___ Supplied data ___
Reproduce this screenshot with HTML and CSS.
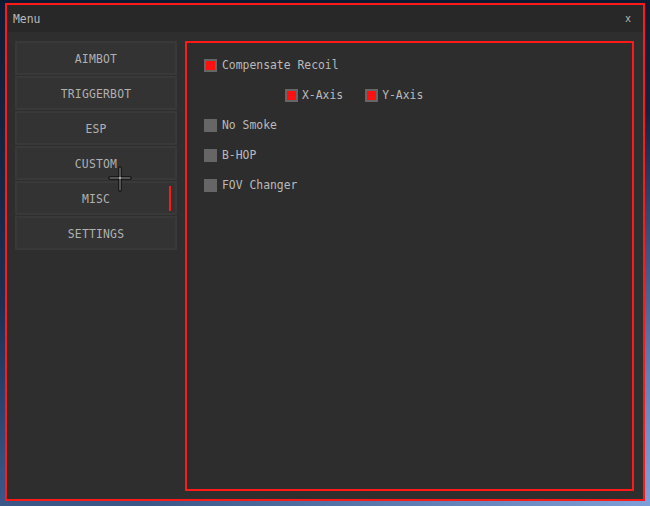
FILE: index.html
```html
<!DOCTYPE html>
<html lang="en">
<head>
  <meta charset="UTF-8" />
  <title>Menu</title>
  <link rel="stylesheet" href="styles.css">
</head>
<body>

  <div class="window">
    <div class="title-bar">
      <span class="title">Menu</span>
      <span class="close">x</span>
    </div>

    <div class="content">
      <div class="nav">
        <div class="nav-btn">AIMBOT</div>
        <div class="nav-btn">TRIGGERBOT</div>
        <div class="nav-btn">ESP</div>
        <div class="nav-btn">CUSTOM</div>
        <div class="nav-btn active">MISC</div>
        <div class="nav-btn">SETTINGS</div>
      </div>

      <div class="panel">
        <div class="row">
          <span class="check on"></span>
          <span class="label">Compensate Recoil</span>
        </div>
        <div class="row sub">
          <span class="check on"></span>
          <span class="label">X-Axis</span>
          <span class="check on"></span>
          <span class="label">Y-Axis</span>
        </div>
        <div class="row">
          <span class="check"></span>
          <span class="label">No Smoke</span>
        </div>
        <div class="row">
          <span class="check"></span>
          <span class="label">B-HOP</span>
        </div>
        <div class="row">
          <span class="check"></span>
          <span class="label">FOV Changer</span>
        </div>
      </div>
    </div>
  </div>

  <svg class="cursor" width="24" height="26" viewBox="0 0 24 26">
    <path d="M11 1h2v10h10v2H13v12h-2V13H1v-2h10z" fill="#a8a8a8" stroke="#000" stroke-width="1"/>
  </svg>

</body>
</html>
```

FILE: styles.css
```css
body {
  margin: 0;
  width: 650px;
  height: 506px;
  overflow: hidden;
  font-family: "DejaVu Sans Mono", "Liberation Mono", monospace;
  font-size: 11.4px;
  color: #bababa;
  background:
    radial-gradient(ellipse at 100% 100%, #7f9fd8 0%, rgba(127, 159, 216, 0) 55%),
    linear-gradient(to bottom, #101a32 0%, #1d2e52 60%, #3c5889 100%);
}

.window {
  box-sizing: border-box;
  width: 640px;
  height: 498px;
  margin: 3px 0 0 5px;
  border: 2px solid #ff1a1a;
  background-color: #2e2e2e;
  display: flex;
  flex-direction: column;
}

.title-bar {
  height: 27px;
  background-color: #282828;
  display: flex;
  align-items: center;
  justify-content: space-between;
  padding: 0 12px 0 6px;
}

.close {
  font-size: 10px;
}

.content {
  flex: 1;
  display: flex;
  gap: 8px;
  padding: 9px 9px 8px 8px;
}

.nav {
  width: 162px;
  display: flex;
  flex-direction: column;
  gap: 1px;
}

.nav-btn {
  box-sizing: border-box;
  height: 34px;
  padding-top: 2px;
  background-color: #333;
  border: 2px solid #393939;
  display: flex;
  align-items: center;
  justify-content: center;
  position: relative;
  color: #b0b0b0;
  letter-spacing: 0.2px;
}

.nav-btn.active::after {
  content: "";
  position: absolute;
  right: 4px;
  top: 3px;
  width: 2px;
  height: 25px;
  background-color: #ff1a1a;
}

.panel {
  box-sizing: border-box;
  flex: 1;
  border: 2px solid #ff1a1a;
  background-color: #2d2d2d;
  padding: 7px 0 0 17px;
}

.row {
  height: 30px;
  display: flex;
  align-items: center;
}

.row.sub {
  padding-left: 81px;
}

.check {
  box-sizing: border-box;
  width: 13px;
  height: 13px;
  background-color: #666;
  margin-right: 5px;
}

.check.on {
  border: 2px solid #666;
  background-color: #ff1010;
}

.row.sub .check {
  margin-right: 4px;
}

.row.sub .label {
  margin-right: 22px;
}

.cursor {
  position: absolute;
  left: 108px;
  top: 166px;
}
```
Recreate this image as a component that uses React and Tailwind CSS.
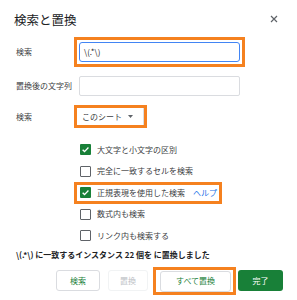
___
◆ Given exercise
Repeat the full listing above exactly, with no pictures in the copy.

◆ Output below
Reproduce this screenshot with HTML and CSS.
FILE: index.html
```html
<!DOCTYPE html>
<html lang="en">
<head>
  <meta charset="UTF-8" />
  <title>Menu</title>
  <link rel="stylesheet" href="styles.css">
</head>
<body>

  <div class="window">
    <div class="title-bar">
      <span class="title">Menu</span>
      <span class="close">x</span>
    </div>

    <div class="content">
      <div class="nav">
        <div class="nav-btn">AIMBOT</div>
        <div class="nav-btn">TRIGGERBOT</div>
        <div class="nav-btn">ESP</div>
        <div class="nav-btn">CUSTOM</div>
        <div class="nav-btn active">MISC</div>
        <div class="nav-btn">SETTINGS</div>
      </div>

      <div class="panel">
        <div class="row">
          <span class="check on"></span>
          <span class="label">Compensate Recoil</span>
        </div>
        <div class="row sub">
          <span class="check on"></span>
          <span class="label">X-Axis</span>
          <span class="check on"></span>
          <span class="label">Y-Axis</span>
        </div>
        <div class="row">
          <span class="check"></span>
          <span class="label">No Smoke</span>
        </div>
        <div class="row">
          <span class="check"></span>
          <span class="label">B-HOP</span>
        </div>
        <div class="row">
          <span class="check"></span>
          <span class="label">FOV Changer</span>
        </div>
      </div>
    </div>
  </div>

  <svg class="cursor" width="24" height="26" viewBox="0 0 24 26">
    <path d="M11 1h2v10h10v2H13v12h-2V13H1v-2h10z" fill="#a8a8a8" stroke="#000" stroke-width="1"/>
  </svg>

</body>
</html>
```

FILE: styles.css
```css
body {
  margin: 0;
  width: 650px;
  height: 506px;
  overflow: hidden;
  font-family: "DejaVu Sans Mono", "Liberation Mono", monospace;
  font-size: 11.4px;
  color: #bababa;
  background:
    radial-gradient(ellipse at 100% 100%, #7f9fd8 0%, rgba(127, 159, 216, 0) 55%),
    linear-gradient(to bottom, #101a32 0%, #1d2e52 60%, #3c5889 100%);
}

.window {
  box-sizing: border-box;
  width: 640px;
  height: 498px;
  margin: 3px 0 0 5px;
  border: 2px solid #ff1a1a;
  background-color: #2e2e2e;
  display: flex;
  flex-direction: column;
}

.title-bar {
  height: 27px;
  background-color: #282828;
  display: flex;
  align-items: center;
  justify-content: space-between;
  padding: 0 12px 0 6px;
}

.close {
  font-size: 10px;
}

.content {
  flex: 1;
  display: flex;
  gap: 8px;
  padding: 9px 9px 8px 8px;
}

.nav {
  width: 162px;
  display: flex;
  flex-direction: column;
  gap: 1px;
}

.nav-btn {
  box-sizing: border-box;
  height: 34px;
  padding-top: 2px;
  background-color: #333;
  border: 2px solid #393939;
  display: flex;
  align-items: center;
  justify-content: center;
  position: relative;
  color: #b0b0b0;
  letter-spacing: 0.2px;
}

.nav-btn.active::after {
  content: "";
  position: absolute;
  right: 4px;
  top: 3px;
  width: 2px;
  height: 25px;
  background-color: #ff1a1a;
}

.panel {
  box-sizing: border-box;
  flex: 1;
  border: 2px solid #ff1a1a;
  background-color: #2d2d2d;
  padding: 7px 0 0 17px;
}

.row {
  height: 30px;
  display: flex;
  align-items: center;
}

.row.sub {
  padding-left: 81px;
}

.check {
  box-sizing: border-box;
  width: 13px;
  height: 13px;
  background-color: #666;
  margin-right: 5px;
}

.check.on {
  border: 2px solid #666;
  background-color: #ff1010;
}

.row.sub .check {
  margin-right: 4px;
}

.row.sub .label {
  margin-right: 22px;
}

.cursor {
  position: absolute;
  left: 108px;
  top: 166px;
}
```
Recreate this image as a component that uses React and Tailwind CSS.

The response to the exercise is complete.